[Front-end source files]
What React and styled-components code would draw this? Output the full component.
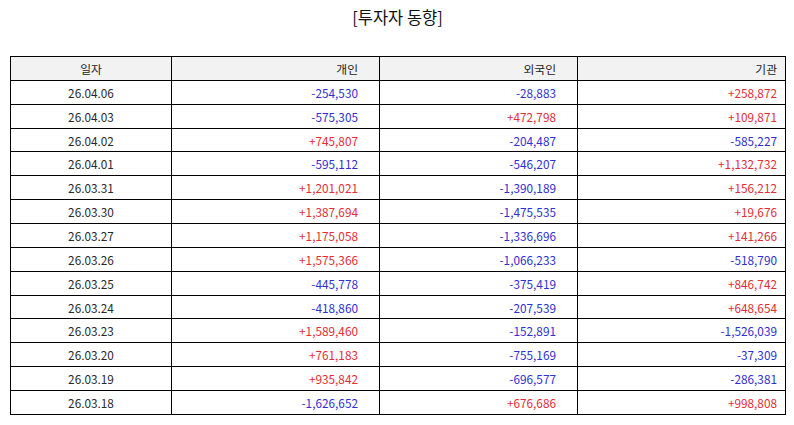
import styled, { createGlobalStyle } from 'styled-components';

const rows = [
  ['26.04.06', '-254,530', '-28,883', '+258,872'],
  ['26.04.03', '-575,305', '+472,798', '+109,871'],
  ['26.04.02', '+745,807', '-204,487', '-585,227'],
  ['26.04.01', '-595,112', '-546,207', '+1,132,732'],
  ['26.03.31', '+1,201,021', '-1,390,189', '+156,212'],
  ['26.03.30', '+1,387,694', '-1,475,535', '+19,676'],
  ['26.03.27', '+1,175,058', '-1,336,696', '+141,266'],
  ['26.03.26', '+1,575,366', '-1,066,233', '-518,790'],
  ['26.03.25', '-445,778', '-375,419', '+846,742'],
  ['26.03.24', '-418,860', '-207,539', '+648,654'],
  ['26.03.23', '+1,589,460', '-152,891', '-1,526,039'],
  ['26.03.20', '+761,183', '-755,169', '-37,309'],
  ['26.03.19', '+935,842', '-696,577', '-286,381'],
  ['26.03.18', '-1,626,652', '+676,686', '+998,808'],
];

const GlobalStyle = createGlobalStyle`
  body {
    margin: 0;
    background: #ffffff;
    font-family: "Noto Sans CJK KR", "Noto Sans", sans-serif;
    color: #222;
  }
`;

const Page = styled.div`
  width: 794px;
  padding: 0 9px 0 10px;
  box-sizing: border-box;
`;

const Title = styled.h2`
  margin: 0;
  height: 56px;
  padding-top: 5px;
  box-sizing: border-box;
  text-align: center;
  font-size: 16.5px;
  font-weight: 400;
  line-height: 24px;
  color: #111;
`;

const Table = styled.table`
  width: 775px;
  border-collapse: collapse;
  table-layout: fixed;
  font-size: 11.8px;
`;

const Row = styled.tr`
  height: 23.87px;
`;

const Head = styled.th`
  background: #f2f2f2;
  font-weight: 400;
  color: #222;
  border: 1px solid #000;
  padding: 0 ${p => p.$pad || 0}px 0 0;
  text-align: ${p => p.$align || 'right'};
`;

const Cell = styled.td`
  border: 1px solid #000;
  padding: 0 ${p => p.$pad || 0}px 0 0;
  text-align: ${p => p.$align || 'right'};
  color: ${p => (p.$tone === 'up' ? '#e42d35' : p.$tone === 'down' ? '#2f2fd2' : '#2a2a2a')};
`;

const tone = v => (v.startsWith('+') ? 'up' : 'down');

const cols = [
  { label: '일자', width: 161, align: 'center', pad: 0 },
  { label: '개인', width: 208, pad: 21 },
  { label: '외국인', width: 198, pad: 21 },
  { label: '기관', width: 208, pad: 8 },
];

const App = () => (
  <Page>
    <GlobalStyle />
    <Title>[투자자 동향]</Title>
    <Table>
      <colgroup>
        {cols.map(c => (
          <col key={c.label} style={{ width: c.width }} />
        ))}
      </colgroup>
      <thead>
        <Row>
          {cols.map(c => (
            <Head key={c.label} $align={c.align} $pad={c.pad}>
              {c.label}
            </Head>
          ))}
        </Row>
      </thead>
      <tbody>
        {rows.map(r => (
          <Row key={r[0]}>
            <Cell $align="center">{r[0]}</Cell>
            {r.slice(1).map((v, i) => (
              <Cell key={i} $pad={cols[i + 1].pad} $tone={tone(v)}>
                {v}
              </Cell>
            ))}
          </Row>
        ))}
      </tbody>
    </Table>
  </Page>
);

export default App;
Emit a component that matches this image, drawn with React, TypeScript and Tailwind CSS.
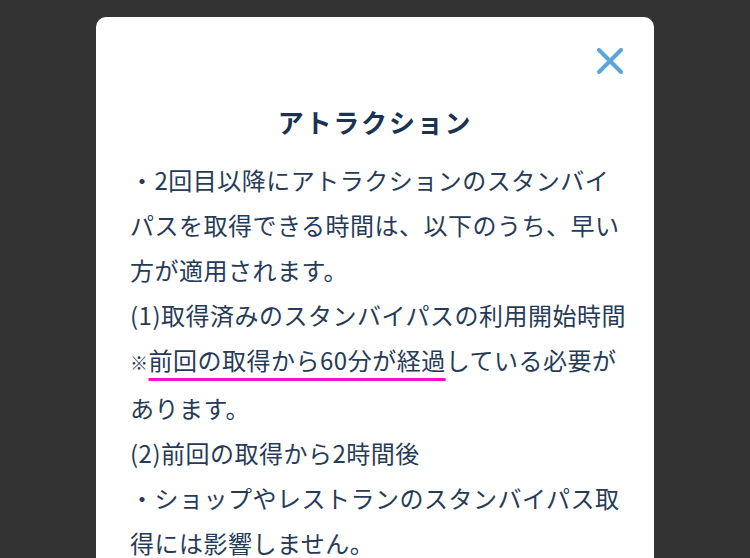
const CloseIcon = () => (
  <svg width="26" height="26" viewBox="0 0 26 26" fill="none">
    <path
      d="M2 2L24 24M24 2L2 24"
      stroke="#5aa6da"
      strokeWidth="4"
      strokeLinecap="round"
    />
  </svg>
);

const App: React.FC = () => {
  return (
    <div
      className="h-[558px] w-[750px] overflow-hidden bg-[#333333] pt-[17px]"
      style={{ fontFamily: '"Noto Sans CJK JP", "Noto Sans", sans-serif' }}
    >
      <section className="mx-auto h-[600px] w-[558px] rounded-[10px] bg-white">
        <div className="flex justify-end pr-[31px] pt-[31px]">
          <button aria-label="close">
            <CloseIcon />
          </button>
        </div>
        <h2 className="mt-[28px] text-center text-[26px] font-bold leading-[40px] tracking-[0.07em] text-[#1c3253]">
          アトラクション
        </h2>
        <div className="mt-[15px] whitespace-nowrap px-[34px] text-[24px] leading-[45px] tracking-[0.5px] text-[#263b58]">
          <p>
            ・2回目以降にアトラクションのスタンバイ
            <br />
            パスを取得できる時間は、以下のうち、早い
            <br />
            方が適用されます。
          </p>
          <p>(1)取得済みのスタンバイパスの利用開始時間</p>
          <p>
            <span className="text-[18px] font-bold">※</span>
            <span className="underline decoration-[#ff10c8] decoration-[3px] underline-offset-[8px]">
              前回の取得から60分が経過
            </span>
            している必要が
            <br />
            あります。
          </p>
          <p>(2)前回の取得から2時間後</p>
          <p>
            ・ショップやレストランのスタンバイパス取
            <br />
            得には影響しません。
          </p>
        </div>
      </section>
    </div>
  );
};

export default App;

#### WHAT IS ASKED:
Reproduce each line of the records exactly, and omit every picture.

#### TASK OUTPUT:
What React and styled-components code would draw this? Output the full component.
import styled, { createGlobalStyle } from 'styled-components';

const rows = [
  ['26.04.06', '-254,530', '-28,883', '+258,872'],
  ['26.04.03', '-575,305', '+472,798', '+109,871'],
  ['26.04.02', '+745,807', '-204,487', '-585,227'],
  ['26.04.01', '-595,112', '-546,207', '+1,132,732'],
  ['26.03.31', '+1,201,021', '-1,390,189', '+156,212'],
  ['26.03.30', '+1,387,694', '-1,475,535', '+19,676'],
  ['26.03.27', '+1,175,058', '-1,336,696', '+141,266'],
  ['26.03.26', '+1,575,366', '-1,066,233', '-518,790'],
  ['26.03.25', '-445,778', '-375,419', '+846,742'],
  ['26.03.24', '-418,860', '-207,539', '+648,654'],
  ['26.03.23', '+1,589,460', '-152,891', '-1,526,039'],
  ['26.03.20', '+761,183', '-755,169', '-37,309'],
  ['26.03.19', '+935,842', '-696,577', '-286,381'],
  ['26.03.18', '-1,626,652', '+676,686', '+998,808'],
];

const GlobalStyle = createGlobalStyle`
  body {
    margin: 0;
    background: #ffffff;
    font-family: "Noto Sans CJK KR", "Noto Sans", sans-serif;
    color: #222;
  }
`;

const Page = styled.div`
  width: 794px;
  padding: 0 9px 0 10px;
  box-sizing: border-box;
`;

const Title = styled.h2`
  margin: 0;
  height: 56px;
  padding-top: 5px;
  box-sizing: border-box;
  text-align: center;
  font-size: 16.5px;
  font-weight: 400;
  line-height: 24px;
  color: #111;
`;

const Table = styled.table`
  width: 775px;
  border-collapse: collapse;
  table-layout: fixed;
  font-size: 11.8px;
`;

const Row = styled.tr`
  height: 23.87px;
`;

const Head = styled.th`
  background: #f2f2f2;
  font-weight: 400;
  color: #222;
  border: 1px solid #000;
  padding: 0 ${p => p.$pad || 0}px 0 0;
  text-align: ${p => p.$align || 'right'};
`;

const Cell = styled.td`
  border: 1px solid #000;
  padding: 0 ${p => p.$pad || 0}px 0 0;
  text-align: ${p => p.$align || 'right'};
  color: ${p => (p.$tone === 'up' ? '#e42d35' : p.$tone === 'down' ? '#2f2fd2' : '#2a2a2a')};
`;

const tone = v => (v.startsWith('+') ? 'up' : 'down');

const cols = [
  { label: '일자', width: 161, align: 'center', pad: 0 },
  { label: '개인', width: 208, pad: 21 },
  { label: '외국인', width: 198, pad: 21 },
  { label: '기관', width: 208, pad: 8 },
];

const App = () => (
  <Page>
    <GlobalStyle />
    <Title>[투자자 동향]</Title>
    <Table>
      <colgroup>
        {cols.map(c => (
          <col key={c.label} style={{ width: c.width }} />
        ))}
      </colgroup>
      <thead>
        <Row>
          {cols.map(c => (
            <Head key={c.label} $align={c.align} $pad={c.pad}>
              {c.label}
            </Head>
          ))}
        </Row>
      </thead>
      <tbody>
        {rows.map(r => (
          <Row key={r[0]}>
            <Cell $align="center">{r[0]}</Cell>
            {r.slice(1).map((v, i) => (
              <Cell key={i} $pad={cols[i + 1].pad} $tone={tone(v)}>
                {v}
              </Cell>
            ))}
          </Row>
        ))}
      </tbody>
    </Table>
  </Page>
);

export default App;
Emit a component that matches this image, drawn with React, TypeScript and Tailwind CSS.
const CloseIcon = () => (
  <svg width="26" height="26" viewBox="0 0 26 26" fill="none">
    <path
      d="M2 2L24 24M24 2L2 24"
      stroke="#5aa6da"
      strokeWidth="4"
      strokeLinecap="round"
    />
  </svg>
);

const App: React.FC = () => {
  return (
    <div
      className="h-[558px] w-[750px] overflow-hidden bg-[#333333] pt-[17px]"
      style={{ fontFamily: '"Noto Sans CJK JP", "Noto Sans", sans-serif' }}
    >
      <section className="mx-auto h-[600px] w-[558px] rounded-[10px] bg-white">
        <div className="flex justify-end pr-[31px] pt-[31px]">
          <button aria-label="close">
            <CloseIcon />
          </button>
        </div>
        <h2 className="mt-[28px] text-center text-[26px] font-bold leading-[40px] tracking-[0.07em] text-[#1c3253]">
          アトラクション
        </h2>
        <div className="mt-[15px] whitespace-nowrap px-[34px] text-[24px] leading-[45px] tracking-[0.5px] text-[#263b58]">
          <p>
            ・2回目以降にアトラクションのスタンバイ
            <br />
            パスを取得できる時間は、以下のうち、早い
            <br />
            方が適用されます。
          </p>
          <p>(1)取得済みのスタンバイパスの利用開始時間</p>
          <p>
            <span className="text-[18px] font-bold">※</span>
            <span className="underline decoration-[#ff10c8] decoration-[3px] underline-offset-[8px]">
              前回の取得から60分が経過
            </span>
            している必要が
            <br />
            あります。
          </p>
          <p>(2)前回の取得から2時間後</p>
          <p>
            ・ショップやレストランのスタンバイパス取
            <br />
            得には影響しません。
          </p>
        </div>
      </section>
    </div>
  );
};

export default App;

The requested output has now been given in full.